Дверь открылась, и первое, что он увидел, – прислоненная к стене, обитая красным сатином, крышка гроба. Обычно крышки ставят в подъезде… В полумраке прихожей стояла женщина во всем черном. Стрижка каре, светлые волосы, поверх них черная косынка. И черные очки в пол-лица.
– Мария?
– Проходите. Я вас ждала. Вот сюда, здесь посветлее, – она пригласила его войти в гостиную, где в центре на табуретках стоял гроб с телом сестры, лицо которой было прикрыто платком.

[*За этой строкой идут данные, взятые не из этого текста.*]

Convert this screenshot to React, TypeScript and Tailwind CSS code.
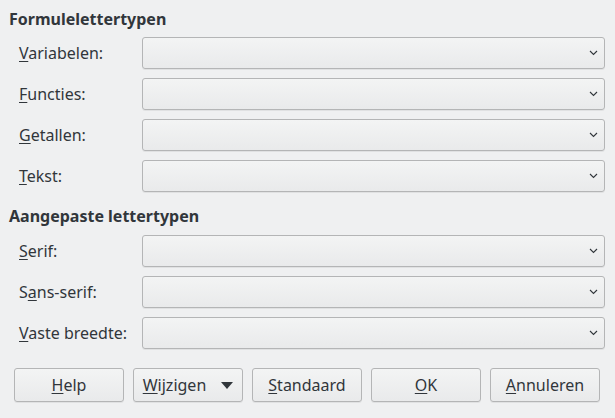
import React from "react";

const Chevron = () => (
  <svg width="9" height="6" viewBox="0 0 9 6" className="shrink-0">
    <path d="M1 1 L4.5 4.5 L8 1" fill="none" stroke="#31363b" strokeWidth="1.1" />
  </svg>
);

const Label = ({ text, u }: { text: string; u: number }) => (
  <span>
    {text.slice(0, u)}
    <span className="underline underline-offset-2">{text[u]}</span>
    {text.slice(u + 1)}
  </span>
);

const Row = ({ text, u }: { text: string; u: number }) => (
  <div className="flex items-center h-8">
    <div className="w-[123px] shrink-0">
      <Label text={text} u={u} />
    </div>
    <div className="flex-1 h-8 rounded-[3px] border border-[#b4b5b6] bg-gradient-to-b from-[#f3f4f4] to-[#e9eaeb] shadow-[0_1px_0_rgba(0,0,0,0.06)] flex items-center justify-end pr-[6px]">
      <Chevron />
    </div>
  </div>
);

const Btn = ({ text, u, menu }: { text: string; u: number; menu?: boolean }) => (
  <button className="w-[110px] h-[34px] rounded-[3px] border border-[#b4b5b6] bg-gradient-to-b from-[#f3f4f4] to-[#e9eaeb] shadow-[0_1px_0_rgba(0,0,0,0.06)] flex items-center justify-center gap-[15px]">
    <Label text={text} u={u} />
    {menu && (
      <svg width="12" height="7" viewBox="0 0 12 7">
        <path d="M0 0 H12 L6 7 Z" fill="#31363b" />
      </svg>
    )}
  </button>
);

export default function App() {
  return (
    <div
      className="w-[615px] h-[418px] bg-[#eff0f1] text-[#31363b] text-[16px] leading-5"
      style={{ fontFamily: '"Noto Sans", sans-serif' }}
    >
      <div className="pl-[9px] pr-[10px] pt-[9px]">
        <div className="font-bold h-5">Formulelettertypen</div>
        <div className="flex flex-col gap-[9px] pl-[10px] mt-2">
          <Row text="Variabelen:" u={0} />
          <Row text="Functies:" u={0} />
          <Row text="Getallen:" u={0} />
          <Row text="Tekst:" u={0} />
        </div>
        <div className="font-bold h-5 mt-[14px]">Aangepaste lettertypen</div>
        <div className="flex flex-col gap-[9px] pl-[10px] mt-[9px]">
          <Row text="Serif:" u={0} />
          <Row text="Sans-serif:" u={1} />
          <Row text="Vaste breedte:" u={0} />
        </div>
      </div>
      <div className="flex gap-[9px] pl-[14px] mt-[19px]">
        <Btn text="Help" u={0} />
        <Btn text="Wijzigen" u={0} menu />
        <Btn text="Standaard" u={0} />
        <Btn text="OK" u={0} />
        <Btn text="Annuleren" u={0} />
      </div>
    </div>
  );
}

– А можно где-нибудь в другом месте… – сказал Зосимов, шарахаясь от этого зрелища. – Я понимаю, у вас горе. Позвольте выразить вам свои соболезнования.
– Спасибо.
– Когда похороны?
– Завтра в двенадцать.
– Вы уж извините, что так получилось с телом вашей сестры… что не дали вам возможность похоронить ее, как положено, вовремя, понимаю, что вы потратились… Мария, вы слышите меня?
– Да-да, извините… Вы думаете, я не понимаю, зачем вы ко мне пришли? Да я вам благодарна, что все так получилось. Теперь мы хотя бы знаем, что Любушку убили. Я сразу стала подозревать что-то неладное. Ведь Люба была совершенно здорова. И уж на сердце точно никогда не жаловалась. Да и разве стала бы она ухаживать за тяжелобольным, если бы ей нельзя было поднимать тяжести? Валерий… Как вас?
– …Григорьевич.
– Валерий Григорьевич, прошу вас, держите меня в курсе расследования. Но вы приехали ко мне сюда, чтобы задать какие-то вопросы, ведь так? Вы хотите расспросить меня о моей сестре и Аркадии?
– В смысле? – не понял Зосимов. – А… Ну, да. Расскажите, кто, по-вашему, мог так ненавидеть Аркадия и вашу сестру?
– Вы что, нарочно пытаетесь меня запутать? О какой такой ненависти вы говорите?
Слезы из-под темных очков потекли по впалым щекам, закапали на черную ткань платья.
Валерий был окончательно сбит с толку. Ему вдруг показалось, что Мария Калмыкова знает об этом деле что-то такое, о чем он и не подозревает, и ей кажется, что он просто ломает перед ней комедию, разыгрывая из себя простачка. Как бы подыграть ей, чтобы выведать у нее правду?
Или же честно признаться, что у него нет ни одной сколько-нибудь стоящей версии, позволить ей самой выложить ее как драгоценность?
– Вы знаете, кто убил вашу сестру? – он решил действовать наверняка.
– А вы как будто не знаете, – она скривила свой бледный, мокрый от слез рот в усмешке. – Пожалуйста, не надо вот этих дежурных дурацких вопросов… Вы же сами все отлично знаете. Я понимаю еще, если бы Аркадий был жив, но его нет. История окончена. Можно выложить все свои карты. Не перед кем стыдиться.